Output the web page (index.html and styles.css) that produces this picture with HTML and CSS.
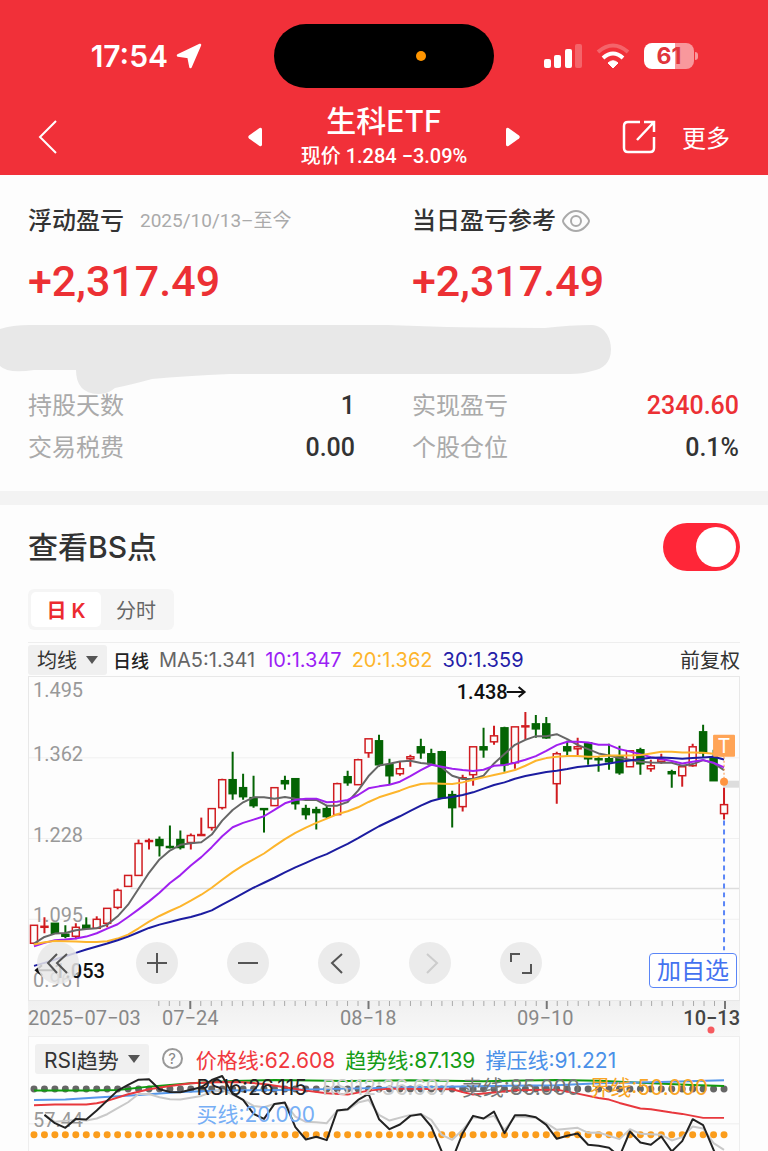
FILE: index.html
```html
<!DOCTYPE html>
<html lang="zh-CN">
<head>
    <meta charset="UTF-8">
    <meta name="viewport" content="width=device-width, initial-scale=1">
    <title>生科ETF</title>
    <link rel="stylesheet" href="styles.css">
</head>
<body>
    <header class="top">
        <div class="status">
            <div class="status-time">
                <span>17:54</span>
                <svg width="26" height="26" viewBox="0 0 26 26"><path d="M24 2L2 12.500L12.500 14L14.500 24Z" fill="#fff" stroke="#fff" stroke-width="2.500" stroke-linejoin="round"/></svg>
            </div>
            <div class="island"><span class="island-dot"></span></div>
            <div class="status-icons">
                <svg width="38" height="24" viewBox="0 0 38 24">
                    <g fill="#fff">
                        <rect x="0" y="15" width="7" height="9" rx="2"/>
                        <rect x="10" y="11" width="7" height="13" rx="2"/>
                        <rect x="21" y="5" width="7" height="19" rx="2"/>
                        <rect x="31" y="0" width="7" height="24" rx="2" opacity=".25"/>
                    </g>
                </svg>
                <svg width="34" height="26" viewBox="0 0 34 26">
                    <g fill="none" stroke="#fff" stroke-width="4">
                        <path d="M2 9Q17 -4 32 9" opacity=".25"/>
                        <path d="M7 15Q17 6 27 15"/>
                    </g>
                    <path d="M12 20Q17 15.500 22 20L17 25Z" fill="#fff" stroke="#fff" stroke-linejoin="round"/>
                </svg>
                <div class="battery">
                    <span class="battery-body">61</span>
                    <span class="battery-tip"></span>
                </div>
            </div>
        </div>
        <nav class="nav">
            <a class="back" href="#" aria-label="返回">
                <svg width="20" height="36" viewBox="0 0 20 36"><path d="M18 2L2 18L18 34" fill="none" stroke="#fff" stroke-width="2"/></svg>
            </a>
            <div class="stock">
                <button class="step" aria-label="上一只"><svg width="16" height="20" viewBox="0 0 16 20"><path d="M12.500 1L2 8.500Q0.500 10 2 11.500L12.500 19Q15 20 15 17.500V2.500Q15 0 12.500 1Z" fill="#fff"/></svg></button>
                <div class="stock-title">
                    <h1>生科ETF</h1>
                    <p>现价 1.284 −3.09%</p>
                </div>
                <button class="step" aria-label="下一只"><svg width="16" height="20" viewBox="0 0 16 20"><path d="M3.500 1L14 8.500Q15.500 10 14 11.500L3.500 19Q1 20 1 17.500V2.500Q1 0 3.500 1Z" fill="#fff"/></svg></button>
            </div>
            <div class="nav-right">
                <button aria-label="分享"><svg width="34" height="34" viewBox="0 0 34 34"><path d="M18 2H6Q2 2 2 6V28Q2 32 6 32H28Q32 32 32 28V17M22 2H32V12M32 2L15 20" fill="none" stroke="#fff" stroke-width="2.500"/></svg></button>
                <a class="more" href="#">更多</a>
            </div>
        </nav>
    </header>

    <section class="summary">
        <div class="profit">
            <h2>浮动盈亏 <span class="range">2025/10/13–至今</span></h2>
            <p class="amount">+2,317.49</p>
        </div>
        <div class="profit">
            <h2>当日盈亏参考
                <svg width="28" height="22" viewBox="0 0 28 22"><g fill="none" stroke="#aaa" stroke-width="2"><path d="M1 11Q1 9 5 5Q9 1 14 1T23 5Q27 9 27 11T23 17Q19 21 14 21T5 17Q1 13 1 11Z"/><circle cx="14" cy="11" r="5"/></g></svg>
            </h2>
            <p class="amount">+2,317.49</p>
        </div>
        <svg class="smear" viewBox="0 0 768 70" aria-hidden="true"><path d="M0 4Q12 0 30 0H388Q460 3 545 3Q570 0 592 0C604 1 611 12 611 24C611 38 603 44 592 46Q583 49 570 49H230Q185 51 152 54Q130 60 115 63Q108 69 98 69Q76 68 76 45H34Q8 49 0 41Z" fill="#e8e8e8"/></svg>
        <dl>
            <div><dt>持股天数</dt><dd>1</dd></div>
            <div><dt>实现盈亏</dt><dd class="up">2340.60</dd></div>
            <div><dt>交易税费</dt><dd>0.00</dd></div>
            <div><dt>个股仓位</dt><dd>0.1%</dd></div>
        </dl>
    </section>

    <main class="bs">
        <div class="bs-head">
            <label for="bsSwitch">查看BS点</label>
            <input class="switch" type="checkbox" id="bsSwitch" checked>
        </div>
        <div class="tabs">
            <button class="tab active">日 K</button>
            <button class="tab">分时</button>
        </div>

        <div class="ma-bar">
            <button class="pick">均线 <span class="caret"></span></button>
            <span class="ma-name">日线</span>
            <span class="ma5">MA5:1.341</span>
            <span class="ma10">10:1.347</span>
            <span class="ma20">20:1.362</span>
            <span class="ma30">30:1.359</span>
            <button class="adjust">前复权</button>
        </div>

        <div class="chart">
            <svg id="kline" viewBox="0 0 712 324" role="img" aria-label="日K线">
                <g stroke="#f0f0f0">
                    <path d="M0 81H712M0 162H712M0 243H712"/>
                </g>
                <path d="M102 212H712" stroke="#ddd" stroke-width="1.500"/>
                <g class="axis">
                    <text x="4" y="20">1.495</text>
                    <text x="4" y="84">1.362</text>
                    <text x="4" y="165">1.228</text>
                    <text x="4" y="246">1.095</text>
                    <text x="4" y="311">0.961</text>
                </g>
                <rect x="696" y="104" width="16" height="7" fill="#ddd"/>
                <g id="candles"></g>
                <g id="averages"></g>
                <g class="mark">
                    <text x="429" y="22">1.438</text>
                    <path d="M479 15H497M491 10L497 15L491 20" fill="none" stroke="#111" stroke-width="2"/>
                    <text x="25" y="302">1.053</text>
                    <path d="M8 294H25M13 289L7 294L13 299" fill="none" stroke="#111" stroke-width="2"/>
                </g>
                <path d="M697 144V274" stroke="#5b86f7" stroke-width="2" stroke-dasharray="5 4"/>
                <path d="M697 80V104" stroke="#ff9440" stroke-dasharray="2 2"/>
                <rect x="686" y="58" width="22" height="22" rx="1" fill="#ffa456"/>
                <text class="t-mark" x="697" y="76">T</text>
                <circle cx="697" cy="105" r="4" fill="#ff9440"/>
            </svg>
            <div class="tools">
                <button class="first" aria-label="最早"><svg width="42" height="42" viewBox="0 0 42 42"><path d="M20 12L11 21L20 31M30 12L20 21L30 31"/></svg></button>
                <button aria-label="放大"><svg width="42" height="42" viewBox="0 0 42 42"><path d="M11 21H31M21 11V31"/></svg></button>
                <button aria-label="缩小"><svg width="42" height="42" viewBox="0 0 42 42"><path d="M11 21H31"/></svg></button>
                <button aria-label="左移"><svg width="42" height="42" viewBox="0 0 42 42"><path d="M24 12L14 21L24 31"/></svg></button>
                <button aria-label="右移" disabled><svg width="42" height="42" viewBox="0 0 42 42"><path d="M18 12L28 21L18 31"/></svg></button>
                <button aria-label="全屏"><svg width="42" height="42" viewBox="0 0 42 42"><path d="M11 20V12H20M22 31H31V22"/></svg></button>
            </div>
            <button class="watch">加自选</button>
        </div>

        <svg class="dates" viewBox="0 0 712 35">
            <g id="ticks"></g>
            <text x="0" y="24">2025−07−03</text>
            <text x="134" y="24">07−24</text>
            <text x="312" y="24">08−18</text>
            <text x="489" y="24">09−10</text>
            <text class="today" x="712" y="24">10−13</text>
            <circle cx="683" cy="29" r="3.500" fill="#f65a5f"/>
        </svg>

        <div class="rsi">
            <div class="rsi-bar">
                <button class="pick">RSI趋势 <span class="caret"></span></button>
                <button class="help" aria-label="说明">?</button>
                <span class="price">价格线:62.608</span>
                <span class="trend">趋势线:87.139</span>
                <span class="press">撑压线:91.221</span>
            </div>
            <svg id="rsi" viewBox="0 0 712 77" role="img" aria-label="RSI趋势">
                <path d="M0 50H712" stroke="#eee"/>
                <text x="4" y="53" fill="#999" class="level">57.44</text>
                <g id="rsiDots"></g>
                <g id="rsiLines"></g>
                <text x="168" y="21" fill="#222">RSI6:26.115</text>
                <text x="294" y="21" fill="#ccc">RSI12:36.697</text>
                <text x="434" y="21" fill="#777">卖线:85.000</text>
                <text x="562" y="21" fill="#f9a526">界线:50.000</text>
                <text x="168" y="48" fill="#76aef5">买线:20.000</text>
            </svg>
        </div>
    </main>
    <script src="chart.js"></script>
</body>
</html>
```

FILE: styles.css
```css
* {
    box-sizing: border-box;
}

body {
    margin: 0;
    background-color: #fdfdfd;
    color: #333;
    font-family: Inter, "Noto Sans CJK SC", sans-serif;
    overflow-x: hidden;
}

h1, h2, p, dl, dd {
    margin: 0;
    font-weight: 400;
}

button {
    border: none;
    padding: 0;
    background: none;
    color: inherit;
    font: inherit;
    cursor: pointer;
}

svg {
    display: block;
    flex-shrink: 0;
}

/* Red header */
.top {
    background-color: #f13039;
    color: #fff;
    padding-top: 24px;
}

.status {
    display: grid;
    grid-template-columns: 1fr 220px 1fr;
    align-items: center;
}

.status-time {
    display: flex;
    align-items: center;
    justify-content: flex-end;
    gap: 8px;
    padding-right: 72px;
    font-size: 30px;
    font-weight: 600;
}

.island {
    height: 64px;
    border-radius: 32px;
    background-color: #000;
    display: flex;
    align-items: center;
    justify-content: flex-end;
    padding-right: 68px;
}

.island-dot {
    width: 10px;
    height: 10px;
    border-radius: 50%;
    background-color: #ff9500;
}

.status-icons {
    display: flex;
    align-items: center;
    gap: 14px;
    padding-left: 50px;
}

.battery {
    display: flex;
    align-items: center;
    gap: 1px;
}

.battery-body {
    width: 50px;
    height: 26px;
    border-radius: 8px;
    background: linear-gradient(90deg, #fff 61%, #f8989c 61%);
    color: #e0353c;
    font-size: 23px;
    font-weight: 700;
    line-height: 26px;
    text-align: center;
}

.battery-tip {
    width: 3px;
    height: 8px;
    border-radius: 0 3px 3px 0;
    background-color: #f8989c;
}

.nav {
    display: grid;
    grid-template-columns: 1fr 274px 1fr;
    align-items: center;
    height: 87px;
    padding: 10px 38px 0;
}

.stock {
    display: flex;
    align-items: center;
    justify-content: space-between;
}

.stock-title {
    text-align: center;
}

.stock-title h1 {
    font-size: 30px;
    font-weight: 500;
    line-height: 38px;
}

.stock-title p {
    font-family: Roboto, "Noto Sans CJK SC", sans-serif;
    font-size: 20px;
    font-weight: 500;
    line-height: 32px;
}

.nav-right {
    display: flex;
    align-items: center;
    justify-content: flex-end;
    gap: 26px;
}

.more {
    color: #fff;
    font-size: 24px;
    text-decoration: none;
}

/* Profit summary */
.summary {
    display: grid;
    grid-template-columns: 1fr 1fr;
    padding: 28px 0 22px;
    border-bottom: 14px solid #f3f3f3;
}

.profit {
    padding-left: 28px;
}

.profit h2 {
    display: flex;
    align-items: center;
    gap: 6px;
    font-size: 24px;
    font-weight: 500;
    line-height: 36px;
}

.range {
    margin-left: 10px;
    color: #aaa;
    font-family: Roboto, "Noto Sans CJK SC", sans-serif;
    font-size: 19px;
    font-weight: 400;
}

.amount {
    margin-top: 14px;
    color: #ec3034;
    font-family: Roboto, sans-serif;
    font-size: 43px;
    font-weight: 500;
    line-height: 56px;
}

.smear {
    grid-column: 1 / 3;
    width: 100%;
    margin-top: 16px;
    overflow: visible;
}

.summary dl {
    grid-column: 1 / 3;
    display: grid;
    grid-template-columns: 1fr 1fr;
    margin-top: -10px;
}

.summary dl div {
    display: flex;
    justify-content: space-between;
    padding: 0 29px 0 28px;
    line-height: 42px;
}

.summary dt {
    color: #aaa;
    font-size: 24px;
}

.summary dd {
    font-family: Roboto, sans-serif;
    font-size: 25px;
    font-weight: 500;
}

.summary .up {
    color: #ec3034;
}

/* BS chart section */
.bs {
    padding: 16px 28px 0;
}

.bs-head {
    display: flex;
    align-items: center;
    justify-content: space-between;
    font-size: 30px;
    font-weight: 500;
    line-height: 52px;
}

.switch {
    appearance: none;
    width: 77px;
    height: 48px;
    margin: 0;
    padding: 4px;
    border-radius: 24px;
    background-color: #ff2638;
    display: flex;
    justify-content: flex-end;
    cursor: pointer;
}

.switch::before {
    content: "";
    width: 40px;
    height: 40px;
    border-radius: 50%;
    background-color: #fff;
}

.switch:not(:checked) {
    background-color: #ddd;
    justify-content: flex-start;
}

.tabs {
    display: inline-flex;
    margin-top: 16px;
    padding: 3px;
    border-radius: 6px;
    background-color: #f5f5f5;
    vertical-align: top;
}

.tab {
    width: 70px;
    height: 35px;
    border-radius: 5px;
    color: #666;
    font-size: 20px;
}

.tab.active {
    background-color: #fff;
    color: #ec2a30;
    font-weight: 600;
}

.ma-bar {
    display: flex;
    align-items: center;
    gap: 10px;
    height: 34px;
    margin-top: 12px;
    border-top: 1px solid #eee;
    font-size: 20px;
    white-space: nowrap;
}

.pick {
    display: flex;
    align-items: center;
    gap: 9px;
    height: 30px;
    padding: 0 9px;
    border-radius: 3px;
    background-color: #f0f0f0;
}

.caret {
    border: 6px solid transparent;
    border-top: 8px solid #555;
    border-bottom: none;
}

.ma-name {
    margin-left: -4px;
    color: #222;
    font-size: 18px;
    font-weight: 500;
}

.ma5 { color: #666; }
.ma10 { color: #9b1ff5; }
.ma20 { color: #fdb52c; }
.ma30 { color: #2420a8; }

.adjust {
    margin-left: auto;
}

.chart {
    position: relative;
    border: 1px solid #e8e8e8;
}

#kline {
    width: 100%;
}

.axis text,
.mark text,
.dates text,
.level {
    font-family: Roboto, sans-serif;
    font-size: 20px;
}

.axis text {
    fill: #999;
}

.mark text {
    fill: #111;
    font-weight: 500;
}

.t-mark {
    fill: #fff;
    font-size: 20px;
    text-anchor: middle;
}

#averages polyline,
#rsiLines polyline {
    fill: none;
    stroke-width: 2;
    stroke-linejoin: round;
}

.tools {
    position: absolute;
    left: 8px;
    bottom: 16px;
    display: flex;
    gap: 49px;
}

.tools button {
    width: 42px;
    height: 42px;
    border-radius: 50%;
    background-color: rgba(232, 232, 232, 0.85);
}

.tools .first {
    margin-right: 8px;
}

.tools path {
    fill: none;
    stroke: #555;
    stroke-width: 2;
}

.tools button:disabled path {
    stroke: #ccc;
}

.watch {
    position: absolute;
    right: 2px;
    bottom: 12px;
    width: 88px;
    height: 35px;
    border: 1px solid #5b86f7;
    border-radius: 4px;
    background-color: #fff;
    color: #4472f0;
    font-size: 24px;
    line-height: 32px;
}

.dates {
    width: 100%;
    background: linear-gradient(#f0f0f0, #f8f8f8);
}

.dates text {
    fill: #888;
}

.dates .today {
    fill: #444;
    font-weight: 500;
    text-anchor: end;
}

/* RSI panel */
.rsi {
    border: 1px solid #eee;
    border-bottom: none;
}

.rsi-bar {
    display: flex;
    align-items: center;
    gap: 10px;
    height: 37px;
    padding: 6px 6px 0;
    font-size: 21px;
    white-space: nowrap;
}

.help {
    width: 21px;
    height: 21px;
    margin: 0 3px;
    border: 2px solid #999;
    border-radius: 50%;
    color: #888;
    font-size: 15px;
    line-height: 17px;
}

.price { color: #f0383e; }
.trend { color: #159c15; }
.press { color: #4a90e8; }

#rsi {
    width: 100%;
    font-size: 21px;
}
```

FILE: chart.js
```js
// high, body top, body bottom, low; r = rising, g = falling
const candles = [
    'r 249 249 267 268', 'r 241 250 251 257', 'g 247 247 257 257', 'g 249 258 260 262', 'r 247 251 260 263',
    'g 241 249 252 252', 'r 240 243 252 252', 'r 232 232 247 251', 'r 212 214 231 233', 'r 199 199 210 210',
    'r 163 167 199 199', 'r 162 164 165 173', 'g 160 163 169 180', 'g 149 170 171 172', 'g 154 163 171 173',
    'r 157 159 166 173', 'r 141 158 159 159', 'r 132 132 151 154', 'r 102 103 131 133', 'g 75 103 117 123',
    'g 97 111 120 123', 'g 99 121 129 131', 'g 132 132 133 156', 'r 111 111 129 129', 'g 99 104 107 113',
    'g 102 102 127 133', 'g 128 132 138 143', 'g 130 133 136 153', 'g 129 132 140 142', 'r 106 107 138 138',
    'g 94 100 106 109', 'r 82 83 108 108', 'r 62 62 76 81', 'g 58 64 88 90', 'g 82 88 99 108',
    'r 85 92 97 99', 'r 78 80 82 90', 'g 62 70 76 82', 'g 72 77 87 88', 'g 74 75 121 121',
    'g 114 118 131 151', 'r 98 101 130 135', 'r 70 70 98 109', 'g 51 70 73 81', 'r 49 59 65 68',
    'g 50 51 88 95', 'r 50 50 86 92', 'r 35 49 50 63', 'g 38 47 52 61', 'g 40 47 61 62',
    'r 75 77 107 127', 'g 64 70 74 79', 'r 61 70 72 80', 'g 66 66 82 88', 'g 80 82 83 95',
    'g 67 82 85 93', 'g 69 79 96 98', 'r 74 74 90 90', 'g 71 73 87 98', 'r 83 89 92 95',
    'r 77 83 85 87', 'g 93 95 97 111', 'r 90 90 99 110', 'r 67 70 89 90', 'g 48 55 76 81',
    'g 73 80 104 104', 'r 111 128 137 143'
];

// one value per candle, three units to a chart pixel
const averages = {
    '#666666': [820, 800, 790, 788, 780, 776, 774, 763, 738, 703, 655, 607, 567, 540, 523, 518, 515, 492, 450, 418, 395, 380, 380, 384, 379, 384, 388, 388, 405, 405, 394, 360, 316, 284, 279, 272, 270, 277, 280, 290, 315, 325, 325, 315, 278, 250, 222, 207, 196, 196, 190, 205, 222, 235, 248, 254, 262, 267, 273, 275, 276, 276, 285, 280, 268, 277, 298],
    '#a020f0': [828, 818, 810, 808, 805, 799, 789, 775, 762, 740, 717, 693, 667, 638, 614, 585, 560, 530, 497, 470, 457, 447, 437, 418, 398, 388, 384, 384, 395, 393, 388, 373, 353, 347, 342, 333, 316, 298, 282, 288, 294, 298, 301, 297, 285, 283, 276, 267, 256, 240, 223, 213, 213, 215, 222, 222, 235, 242, 250, 259, 265, 271, 278, 273, 268, 276, 290],
    '#fdb52c': [823, 816, 812, 813, 814, 815, 815, 813, 805, 793, 774, 754, 737, 722, 708, 691, 673, 652, 628, 605, 585, 567, 549, 527, 506, 487, 471, 457, 444, 431, 422, 410, 394, 380, 370, 360, 348, 340, 338, 339, 340, 335, 327, 320, 313, 306, 298, 285, 270, 262, 258, 256, 256, 258, 257, 254, 254, 254, 253, 248, 243, 243, 245, 245, 246, 249, 255],
    '#1c1ca0': [887, 878, 868, 858, 848, 838, 829, 820, 810, 799, 786, 773, 763, 755, 747, 740, 731, 720, 703, 686, 669, 652, 637, 622, 606, 591, 577, 563, 551, 535, 520, 503, 485, 467, 452, 437, 421, 405, 391, 383, 379, 373, 365, 354, 343, 335, 324, 316, 310, 304, 300, 295, 289, 286, 283, 278, 273, 269, 265, 261, 260, 262, 264, 262, 260, 258, 266]
};

// [candle index, value] pairs, same units
const rsiLines = {
    '#0f9a0f': [[0, 272], [5, 272], [8, 270], [11, 260], [15, 250], [19, 243], [23, 240], [30, 243], [36, 241], [43, 244], [50, 240], [54, 242], [58, 248], [63, 255], [66, 258]],
    '#5597ea': [[0, 300], [3, 299], [6, 293], [10, 285], [14, 276], [18, 272], [24, 270], [30, 266], [36, 262], [44, 258], [50, 256], [54, 250], [60, 246], [66, 241]],
    '#e8383d': [[0, 316], [2, 314], [5, 314], [6, 310], [7, 303], [9, 283], [11, 268], [13, 258], [15, 250], [18, 246], [20, 247], [22, 252], [24, 262], [26, 272], [28, 280], [30, 284], [32, 272], [34, 266], [40, 268], [41, 276], [42, 284], [44, 278], [46, 271], [50, 269], [52, 281], [54, 294], [55, 299], [56, 309], [58, 326], [59, 328], [61, 338], [62, 342], [64, 354], [66, 354]],
    '#c9c9c9': [[1, 345], [2, 366], [4, 360], [5, 362], [6, 356], [7, 343], [8, 325], [9, 307], [10, 282], [11, 282], [12, 292], [13, 298], [14, 299], [16, 288], [17, 276], [18, 270], [19, 284], [20, 300], [21, 318], [22, 322], [23, 312], [24, 310], [25, 350], [26, 366], [27, 367], [28, 370], [29, 332], [30, 330], [31, 308], [32, 300], [33, 345], [34, 362], [36, 345], [37, 342], [38, 360], [39, 405], [40, 420], [41, 390], [42, 352], [43, 356], [44, 348], [45, 390], [46, 350], [48, 354], [49, 370], [50, 390], [52, 384], [53, 399], [54, 398], [56, 418], [57, 388], [58, 402], [60, 405], [61, 422], [62, 412], [63, 380], [64, 386], [65, 430], [66, 450]],
    '#222222': [[1, 345], [2, 370], [3, 384], [4, 357], [5, 359], [6, 332], [8, 272], [9, 255], [10, 239], [11, 238], [12, 268], [13, 276], [14, 277], [16, 262], [17, 240], [18, 228], [19, 282], [20, 300], [21, 342], [22, 357], [23, 312], [24, 308], [25, 382], [26, 419], [27, 411], [28, 421], [29, 332], [30, 328], [31, 300], [32, 282], [33, 358], [34, 388], [35, 374], [36, 348], [37, 343], [38, 380], [39, 455], [40, 480], [41, 400], [42, 348], [43, 356], [44, 335], [45, 400], [46, 346], [47, 346], [48, 352], [49, 375], [50, 417], [51, 408], [52, 401], [53, 435], [54, 438], [55, 444], [56, 470], [57, 395], [58, 428], [59, 435], [60, 410], [61, 455], [62, 424], [63, 358], [64, 376], [65, 450], [66, 520]]
};

const SVG = 'http://www.w3.org/2000/svg';

function draw(parent, tag, attrs) {
    const el = document.createElementNS(SVG, tag);
    for (const name in attrs) {
        el.setAttribute(name, attrs[name]);
    }
    document.getElementById(parent).appendChild(el);
}

function xOf(i) {
    return 5 + i * 692 / 66;
}

candles.forEach((row, i) => {
    const [kind, ...nums] = row.split(' ');
    const [high, top, bottom, low] = nums.map(Number);
    const x = xOf(i);
    const color = kind === 'r' ? '#d01c20' : '#046404';
    draw('candles', 'path', { d: `M${x} ${high}V${top}M${x} ${bottom}V${low}`, stroke: color, 'stroke-width': 2 });
    draw('candles', 'rect', {
        x: x - 3.5, y: top, width: 7, height: bottom - top,
        fill: kind === 'r' ? 'none' : color, stroke: color, 'stroke-width': 1.5
    });
});

for (const color in averages) {
    const points = averages[color].map((v, i) => `${xOf(i)},${(v - 18) / 3}`).join(' ');
    draw('averages', 'polyline', { points, stroke: color });
}

for (let i = 0; i < 67; i++) {
    draw('rsiDots', 'circle', { cx: xOf(i), cy: 15, r: 3.5, fill: '#666' });
    draw('rsiDots', 'circle', { cx: xOf(i), cy: 61, r: 3.5, fill: '#fb9d1c' });
}

for (const color in rsiLines) {
    const points = rsiLines[color].map(([i, v]) => `${xOf(i)},${(v - 222) / 3}`).join(' ');
    draw('rsiLines', 'polyline', { points, stroke: color });
}

for (let i = 12; i < 67; i++) {
    const major = [15, 32, 49, 66].includes(i);
    draw('ticks', 'path', { d: `M${xOf(i)} 0V${major ? 8 : 5}`, stroke: major ? '#777' : '#aaa', 'stroke-width': major ? 2 : 1 });
}
```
════════
**Given request**.
Select all lines in the listing that include the word "index".

**Final result**.
Output the web page (index.html and styles.css) that produces this picture with HTML and CSS.
FILE: index.html
// [candle index, value] pairs, same units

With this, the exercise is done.